もっとも、やはりボールプレーの中心にある久保が魅力的だろう。彼はプレーを足し算ではなく、掛け算にできる。能力の高い選手と絡むことで何倍も輝かせ、輝く。昨季のラ・レアルでは、ダビド・シルバとの"呼吸"は特別で、久保自身も飛躍的な成長を遂げた。日本代表でも、鎌田大地、三笘薫、遠藤航、冨安健洋など主力と組めば、お互いが掛け算で高め合い、別次元のプレーとなるはずだ。
トルコ戦に話を戻すと、チームの攻守が噛み合っていないところがあったからこそ、久保の異能が強く滲み出たとも言える。
右から中に切り込み、裏に入る堂安律に出したパスは合わなかったものの、高速プレーのなかで最高水準のアイデアだった。また、2点目は中村敬斗と入れ替わりながら左足で鋭い球筋のミドルでGKを脅かし、こぼれ球を中村が決めた。自身で決めるつもりだったろうが、得点力も高い中村に花を持たせる格好になった。右CKでは、ショートで伊東純也に出し、そのリターンを受けると、中を警戒したマーカーの裏をかくシーンがあった。一瞬のフェイントで縦に切り込むと、マイナスのクロス。完全に守備ラインを崩していた。
得点こそなかったが、大勝に貢献した。何気ないディテールに本質はあったと言える。たとえば相手守備網のギャップで、バックラインの谷口彰悟から縦パスを受けると、滑らかなターンで攻撃に転じたシーンは圧巻だった。
「パッと見た時に、タケの姿は自然に視界に入ってくる。ほとんど無意識にパスをつけられる」
久保とチームメイトになった多くの選手が言う。それこそ、世界トップでプレーを革新させている理由と言える。サッカーは"ボールを預け、受ける"という繰り返しなのだ。
「久保はとにかく周りを輝かせる。それによって、彼も輝ける。
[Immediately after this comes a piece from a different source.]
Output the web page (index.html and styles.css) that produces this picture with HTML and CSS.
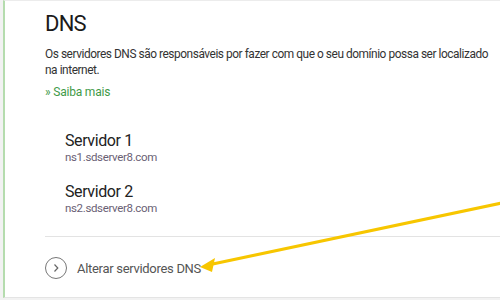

ボールを巡る"呼吸"にこそ、久保という選手の土台があるのだろう」
ラ・レアルのあるスタッフはそう語っていたが、それは代表でのプレーとも付合している。
ラ・レアルという個人の連帯が求められるチームでプレーすることによって、久保は本来の才能が触発されたのか。今や、久保自身の才能がクラブや代表を輝かせている。その循環が続く限り、久保の可能性は無限である。